• [Data segment]

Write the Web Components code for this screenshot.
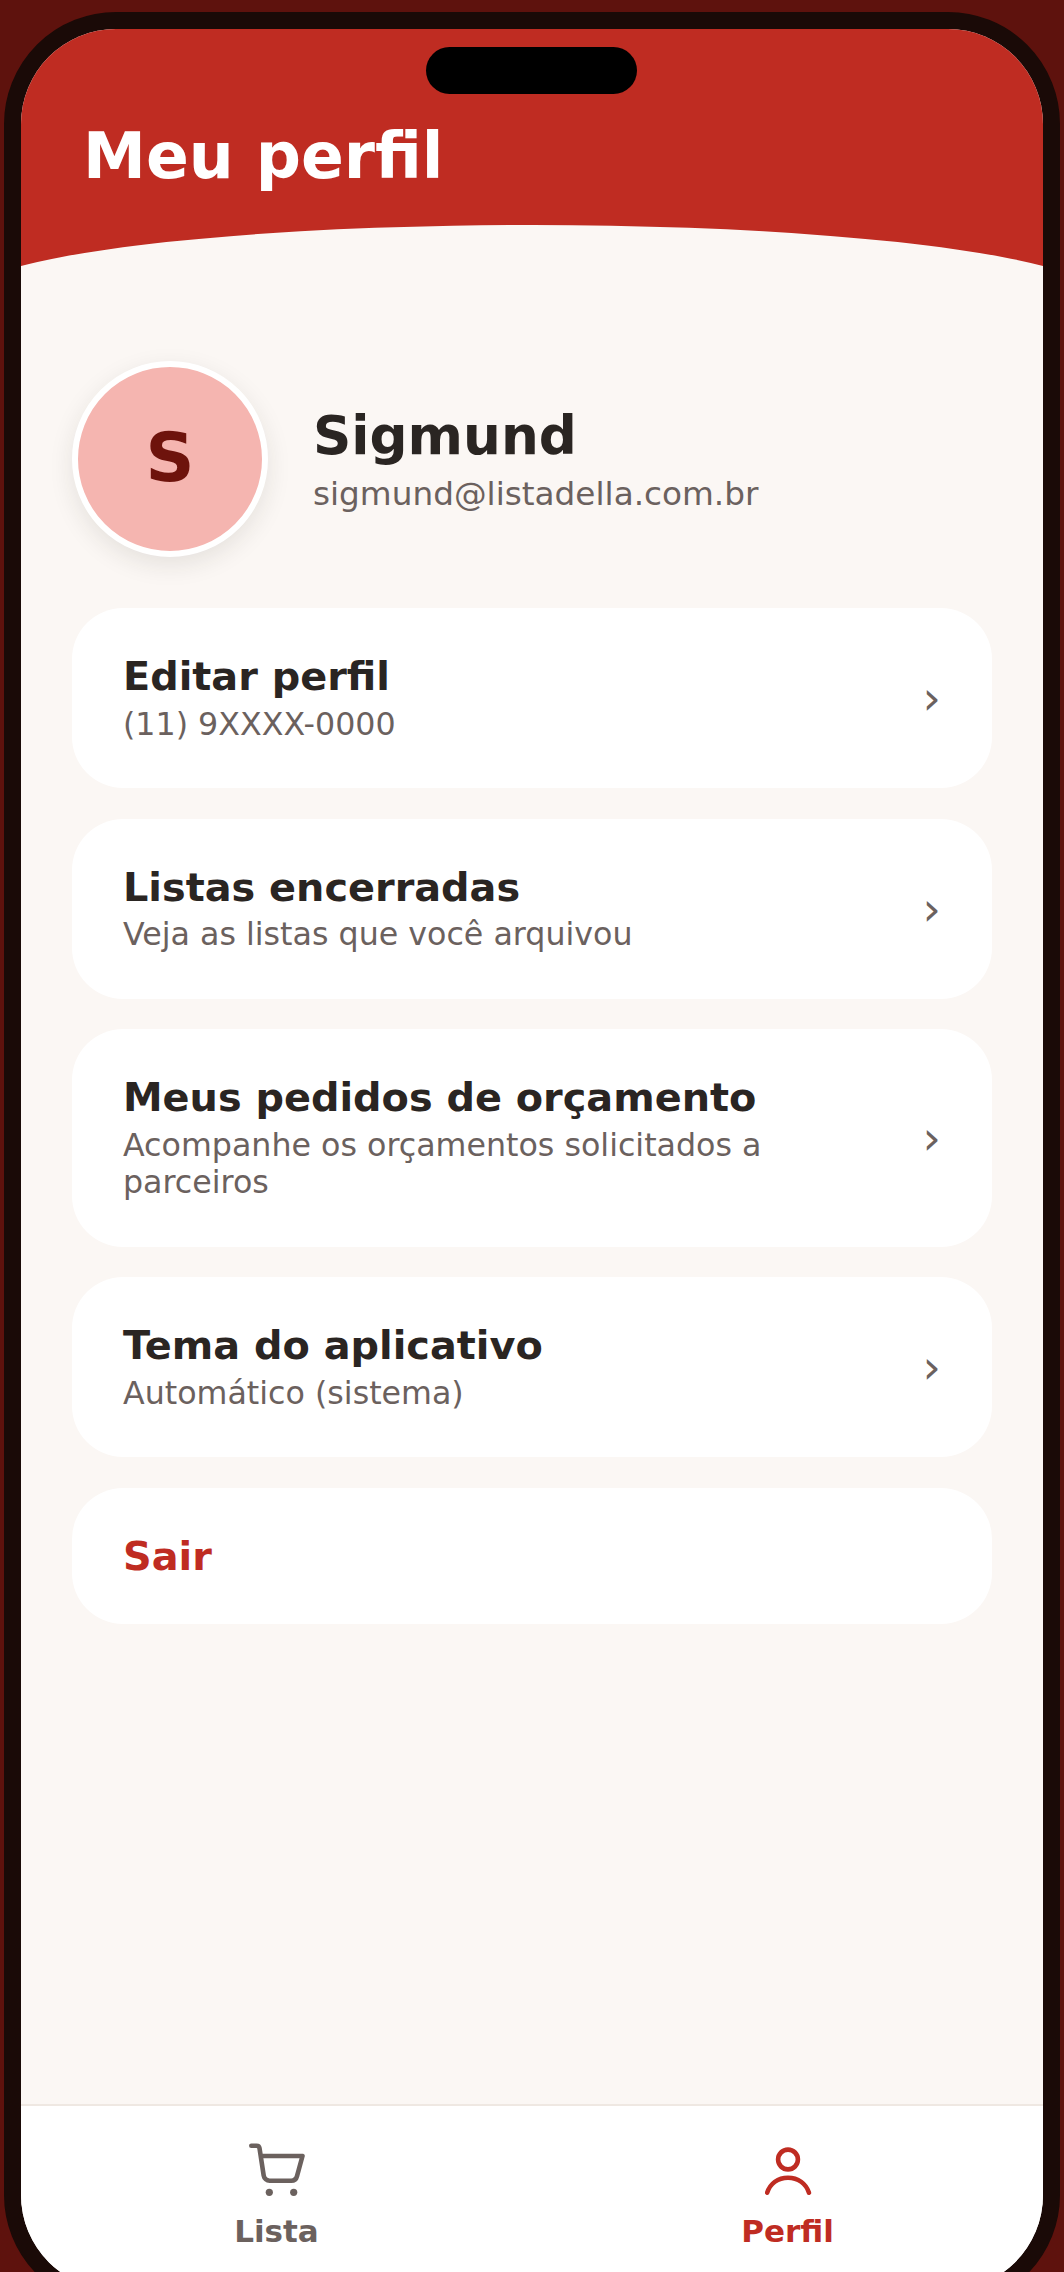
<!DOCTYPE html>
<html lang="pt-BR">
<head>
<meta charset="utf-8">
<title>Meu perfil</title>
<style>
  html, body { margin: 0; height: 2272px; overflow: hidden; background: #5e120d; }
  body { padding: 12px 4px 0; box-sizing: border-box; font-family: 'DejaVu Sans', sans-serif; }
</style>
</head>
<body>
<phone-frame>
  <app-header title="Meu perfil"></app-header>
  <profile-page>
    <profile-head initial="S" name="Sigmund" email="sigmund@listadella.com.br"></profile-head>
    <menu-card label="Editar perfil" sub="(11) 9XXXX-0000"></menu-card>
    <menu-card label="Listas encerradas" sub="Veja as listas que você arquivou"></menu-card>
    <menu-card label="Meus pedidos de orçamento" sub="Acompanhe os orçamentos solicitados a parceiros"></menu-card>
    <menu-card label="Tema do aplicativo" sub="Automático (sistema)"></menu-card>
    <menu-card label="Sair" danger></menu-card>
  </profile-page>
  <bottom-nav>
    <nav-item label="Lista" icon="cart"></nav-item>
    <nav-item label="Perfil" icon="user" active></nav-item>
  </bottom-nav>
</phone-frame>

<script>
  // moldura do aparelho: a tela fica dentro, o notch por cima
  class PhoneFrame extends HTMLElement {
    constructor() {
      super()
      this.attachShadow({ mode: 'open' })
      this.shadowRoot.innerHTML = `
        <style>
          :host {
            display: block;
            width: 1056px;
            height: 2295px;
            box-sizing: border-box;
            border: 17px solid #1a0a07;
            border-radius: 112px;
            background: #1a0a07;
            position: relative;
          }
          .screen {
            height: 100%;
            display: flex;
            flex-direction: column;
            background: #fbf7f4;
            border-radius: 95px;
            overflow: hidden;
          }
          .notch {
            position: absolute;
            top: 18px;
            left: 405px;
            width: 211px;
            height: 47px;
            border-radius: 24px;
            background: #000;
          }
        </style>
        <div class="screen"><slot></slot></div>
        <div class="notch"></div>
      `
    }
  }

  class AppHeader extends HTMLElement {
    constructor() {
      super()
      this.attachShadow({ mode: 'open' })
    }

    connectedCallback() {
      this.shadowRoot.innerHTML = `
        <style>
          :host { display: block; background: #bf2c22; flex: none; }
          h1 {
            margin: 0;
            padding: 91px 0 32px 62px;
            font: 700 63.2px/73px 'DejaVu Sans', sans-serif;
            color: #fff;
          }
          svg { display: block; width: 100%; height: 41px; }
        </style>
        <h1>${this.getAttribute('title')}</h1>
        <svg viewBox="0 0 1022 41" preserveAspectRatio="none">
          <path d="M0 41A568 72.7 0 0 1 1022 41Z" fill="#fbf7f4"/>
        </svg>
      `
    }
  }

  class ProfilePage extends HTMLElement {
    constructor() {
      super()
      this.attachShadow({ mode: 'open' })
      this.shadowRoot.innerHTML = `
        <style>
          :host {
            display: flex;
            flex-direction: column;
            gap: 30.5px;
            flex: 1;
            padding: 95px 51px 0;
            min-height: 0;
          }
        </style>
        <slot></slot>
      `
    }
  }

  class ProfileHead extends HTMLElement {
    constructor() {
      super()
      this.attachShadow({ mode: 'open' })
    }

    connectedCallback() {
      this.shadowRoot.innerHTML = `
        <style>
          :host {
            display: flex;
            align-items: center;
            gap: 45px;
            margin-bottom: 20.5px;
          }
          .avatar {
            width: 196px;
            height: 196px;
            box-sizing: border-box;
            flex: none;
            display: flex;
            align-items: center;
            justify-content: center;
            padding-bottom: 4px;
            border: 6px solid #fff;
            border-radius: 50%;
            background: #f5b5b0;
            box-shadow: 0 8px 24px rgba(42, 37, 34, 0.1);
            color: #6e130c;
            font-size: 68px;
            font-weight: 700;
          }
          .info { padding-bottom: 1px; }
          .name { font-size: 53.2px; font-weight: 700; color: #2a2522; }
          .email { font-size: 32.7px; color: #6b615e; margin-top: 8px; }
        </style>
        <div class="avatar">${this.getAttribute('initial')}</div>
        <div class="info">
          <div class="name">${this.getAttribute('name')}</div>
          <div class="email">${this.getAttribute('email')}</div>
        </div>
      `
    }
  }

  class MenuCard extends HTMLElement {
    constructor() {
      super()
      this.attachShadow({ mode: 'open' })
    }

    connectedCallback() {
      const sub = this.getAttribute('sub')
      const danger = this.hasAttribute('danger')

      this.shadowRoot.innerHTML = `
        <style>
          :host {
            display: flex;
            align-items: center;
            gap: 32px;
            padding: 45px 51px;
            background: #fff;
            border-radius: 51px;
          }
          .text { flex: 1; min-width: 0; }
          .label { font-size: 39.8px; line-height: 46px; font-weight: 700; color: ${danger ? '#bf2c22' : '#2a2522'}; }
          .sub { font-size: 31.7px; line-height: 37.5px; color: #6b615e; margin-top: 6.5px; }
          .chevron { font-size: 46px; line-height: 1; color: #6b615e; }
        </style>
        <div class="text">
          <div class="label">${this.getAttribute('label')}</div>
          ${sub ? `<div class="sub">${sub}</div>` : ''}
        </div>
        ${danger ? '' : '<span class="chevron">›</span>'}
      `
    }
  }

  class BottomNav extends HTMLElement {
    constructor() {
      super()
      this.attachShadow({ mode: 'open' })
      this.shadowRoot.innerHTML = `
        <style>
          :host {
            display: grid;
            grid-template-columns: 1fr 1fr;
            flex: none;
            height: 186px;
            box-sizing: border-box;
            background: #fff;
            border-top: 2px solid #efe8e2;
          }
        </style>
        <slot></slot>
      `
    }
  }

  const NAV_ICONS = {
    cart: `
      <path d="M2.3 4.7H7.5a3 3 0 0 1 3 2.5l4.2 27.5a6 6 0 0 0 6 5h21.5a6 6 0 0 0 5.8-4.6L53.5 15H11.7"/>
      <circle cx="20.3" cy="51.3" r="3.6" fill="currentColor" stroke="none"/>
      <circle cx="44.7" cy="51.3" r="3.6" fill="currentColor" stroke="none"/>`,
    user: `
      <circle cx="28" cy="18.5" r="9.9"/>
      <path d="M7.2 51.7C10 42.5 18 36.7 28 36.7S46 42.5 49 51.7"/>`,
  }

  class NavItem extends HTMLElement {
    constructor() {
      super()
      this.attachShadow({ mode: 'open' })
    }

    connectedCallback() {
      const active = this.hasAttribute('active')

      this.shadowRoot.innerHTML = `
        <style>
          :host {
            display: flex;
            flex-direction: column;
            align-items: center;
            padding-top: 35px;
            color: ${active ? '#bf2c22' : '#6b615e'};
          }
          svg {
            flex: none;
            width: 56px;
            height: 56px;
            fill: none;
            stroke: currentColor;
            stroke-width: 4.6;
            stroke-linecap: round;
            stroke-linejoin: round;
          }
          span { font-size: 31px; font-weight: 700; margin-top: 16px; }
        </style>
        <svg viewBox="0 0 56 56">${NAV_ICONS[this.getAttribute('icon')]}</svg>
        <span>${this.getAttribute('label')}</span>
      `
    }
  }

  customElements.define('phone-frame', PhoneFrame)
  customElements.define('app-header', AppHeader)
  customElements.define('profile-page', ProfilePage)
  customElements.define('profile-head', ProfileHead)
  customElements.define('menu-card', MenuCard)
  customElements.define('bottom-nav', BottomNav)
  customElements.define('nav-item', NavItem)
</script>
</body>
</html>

• [What is being asked] Quote the data exactly, leaving every image out of the copy.

• [Solution]
Write the Web Components code for this screenshot.
<!DOCTYPE html>
<html lang="pt-BR">
<head>
<meta charset="utf-8">
<title>Meu perfil</title>
<style>
  html, body { margin: 0; height: 2272px; overflow: hidden; background: #5e120d; }
  body { padding: 12px 4px 0; box-sizing: border-box; font-family: 'DejaVu Sans', sans-serif; }
</style>
</head>
<body>
<phone-frame>
  <app-header title="Meu perfil"></app-header>
  <profile-page>
    <profile-head initial="S" name="Sigmund" email="sigmund@listadella.com.br"></profile-head>
    <menu-card label="Editar perfil" sub="(11) 9XXXX-0000"></menu-card>
    <menu-card label="Listas encerradas" sub="Veja as listas que você arquivou"></menu-card>
    <menu-card label="Meus pedidos de orçamento" sub="Acompanhe os orçamentos solicitados a parceiros"></menu-card>
    <menu-card label="Tema do aplicativo" sub="Automático (sistema)"></menu-card>
    <menu-card label="Sair" danger></menu-card>
  </profile-page>
  <bottom-nav>
    <nav-item label="Lista" icon="cart"></nav-item>
    <nav-item label="Perfil" icon="user" active></nav-item>
  </bottom-nav>
</phone-frame>

<script>
  // moldura do aparelho: a tela fica dentro, o notch por cima
  class PhoneFrame extends HTMLElement {
    constructor() {
      super()
      this.attachShadow({ mode: 'open' })
      this.shadowRoot.innerHTML = `
        <style>
          :host {
            display: block;
            width: 1056px;
            height: 2295px;
            box-sizing: border-box;
            border: 17px solid #1a0a07;
            border-radius: 112px;
            background: #1a0a07;
            position: relative;
          }
          .screen {
            height: 100%;
            display: flex;
            flex-direction: column;
            background: #fbf7f4;
            border-radius: 95px;
            overflow: hidden;
          }
          .notch {
            position: absolute;
            top: 18px;
            left: 405px;
            width: 211px;
            height: 47px;
            border-radius: 24px;
            background: #000;
          }
        </style>
        <div class="screen"><slot></slot></div>
        <div class="notch"></div>
      `
    }
  }

  class AppHeader extends HTMLElement {
    constructor() {
      super()
      this.attachShadow({ mode: 'open' })
    }

    connectedCallback() {
      this.shadowRoot.innerHTML = `
        <style>
          :host { display: block; background: #bf2c22; flex: none; }
          h1 {
            margin: 0;
            padding: 91px 0 32px 62px;
            font: 700 63.2px/73px 'DejaVu Sans', sans-serif;
            color: #fff;
          }
          svg { display: block; width: 100%; height: 41px; }
        </style>
        <h1>${this.getAttribute('title')}</h1>
        <svg viewBox="0 0 1022 41" preserveAspectRatio="none">
          <path d="M0 41A568 72.7 0 0 1 1022 41Z" fill="#fbf7f4"/>
        </svg>
      `
    }
  }

  class ProfilePage extends HTMLElement {
    constructor() {
      super()
      this.attachShadow({ mode: 'open' })
      this.shadowRoot.innerHTML = `
        <style>
          :host {
            display: flex;
            flex-direction: column;
            gap: 30.5px;
            flex: 1;
            padding: 95px 51px 0;
            min-height: 0;
          }
        </style>
        <slot></slot>
      `
    }
  }

  class ProfileHead extends HTMLElement {
    constructor() {
      super()
      this.attachShadow({ mode: 'open' })
    }

    connectedCallback() {
      this.shadowRoot.innerHTML = `
        <style>
          :host {
            display: flex;
            align-items: center;
            gap: 45px;
            margin-bottom: 20.5px;
          }
          .avatar {
            width: 196px;
            height: 196px;
            box-sizing: border-box;
            flex: none;
            display: flex;
            align-items: center;
            justify-content: center;
            padding-bottom: 4px;
            border: 6px solid #fff;
            border-radius: 50%;
            background: #f5b5b0;
            box-shadow: 0 8px 24px rgba(42, 37, 34, 0.1);
            color: #6e130c;
            font-size: 68px;
            font-weight: 700;
          }
          .info { padding-bottom: 1px; }
          .name { font-size: 53.2px; font-weight: 700; color: #2a2522; }
          .email { font-size: 32.7px; color: #6b615e; margin-top: 8px; }
        </style>
        <div class="avatar">${this.getAttribute('initial')}</div>
        <div class="info">
          <div class="name">${this.getAttribute('name')}</div>
          <div class="email">${this.getAttribute('email')}</div>
        </div>
      `
    }
  }

  class MenuCard extends HTMLElement {
    constructor() {
      super()
      this.attachShadow({ mode: 'open' })
    }

    connectedCallback() {
      const sub = this.getAttribute('sub')
      const danger = this.hasAttribute('danger')

      this.shadowRoot.innerHTML = `
        <style>
          :host {
            display: flex;
            align-items: center;
            gap: 32px;
            padding: 45px 51px;
            background: #fff;
            border-radius: 51px;
          }
          .text { flex: 1; min-width: 0; }
          .label { font-size: 39.8px; line-height: 46px; font-weight: 700; color: ${danger ? '#bf2c22' : '#2a2522'}; }
          .sub { font-size: 31.7px; line-height: 37.5px; color: #6b615e; margin-top: 6.5px; }
          .chevron { font-size: 46px; line-height: 1; color: #6b615e; }
        </style>
        <div class="text">
          <div class="label">${this.getAttribute('label')}</div>
          ${sub ? `<div class="sub">${sub}</div>` : ''}
        </div>
        ${danger ? '' : '<span class="chevron">›</span>'}
      `
    }
  }

  class BottomNav extends HTMLElement {
    constructor() {
      super()
      this.attachShadow({ mode: 'open' })
      this.shadowRoot.innerHTML = `
        <style>
          :host {
            display: grid;
            grid-template-columns: 1fr 1fr;
            flex: none;
            height: 186px;
            box-sizing: border-box;
            background: #fff;
            border-top: 2px solid #efe8e2;
          }
        </style>
        <slot></slot>
      `
    }
  }

  const NAV_ICONS = {
    cart: `
      <path d="M2.3 4.7H7.5a3 3 0 0 1 3 2.5l4.2 27.5a6 6 0 0 0 6 5h21.5a6 6 0 0 0 5.8-4.6L53.5 15H11.7"/>
      <circle cx="20.3" cy="51.3" r="3.6" fill="currentColor" stroke="none"/>
      <circle cx="44.7" cy="51.3" r="3.6" fill="currentColor" stroke="none"/>`,
    user: `
      <circle cx="28" cy="18.5" r="9.9"/>
      <path d="M7.2 51.7C10 42.5 18 36.7 28 36.7S46 42.5 49 51.7"/>`,
  }

  class NavItem extends HTMLElement {
    constructor() {
      super()
      this.attachShadow({ mode: 'open' })
    }

    connectedCallback() {
      const active = this.hasAttribute('active')

      this.shadowRoot.innerHTML = `
        <style>
          :host {
            display: flex;
            flex-direction: column;
            align-items: center;
            padding-top: 35px;
            color: ${active ? '#bf2c22' : '#6b615e'};
          }
          svg {
            flex: none;
            width: 56px;
            height: 56px;
            fill: none;
            stroke: currentColor;
            stroke-width: 4.6;
            stroke-linecap: round;
            stroke-linejoin: round;
          }
          span { font-size: 31px; font-weight: 700; margin-top: 16px; }
        </style>
        <svg viewBox="0 0 56 56">${NAV_ICONS[this.getAttribute('icon')]}</svg>
        <span>${this.getAttribute('label')}</span>
      `
    }
  }

  customElements.define('phone-frame', PhoneFrame)
  customElements.define('app-header', AppHeader)
  customElements.define('profile-page', ProfilePage)
  customElements.define('profile-head', ProfileHead)
  customElements.define('menu-card', MenuCard)
  customElements.define('bottom-nav', BottomNav)
  customElements.define('nav-item', NavItem)
</script>
</body>
</html>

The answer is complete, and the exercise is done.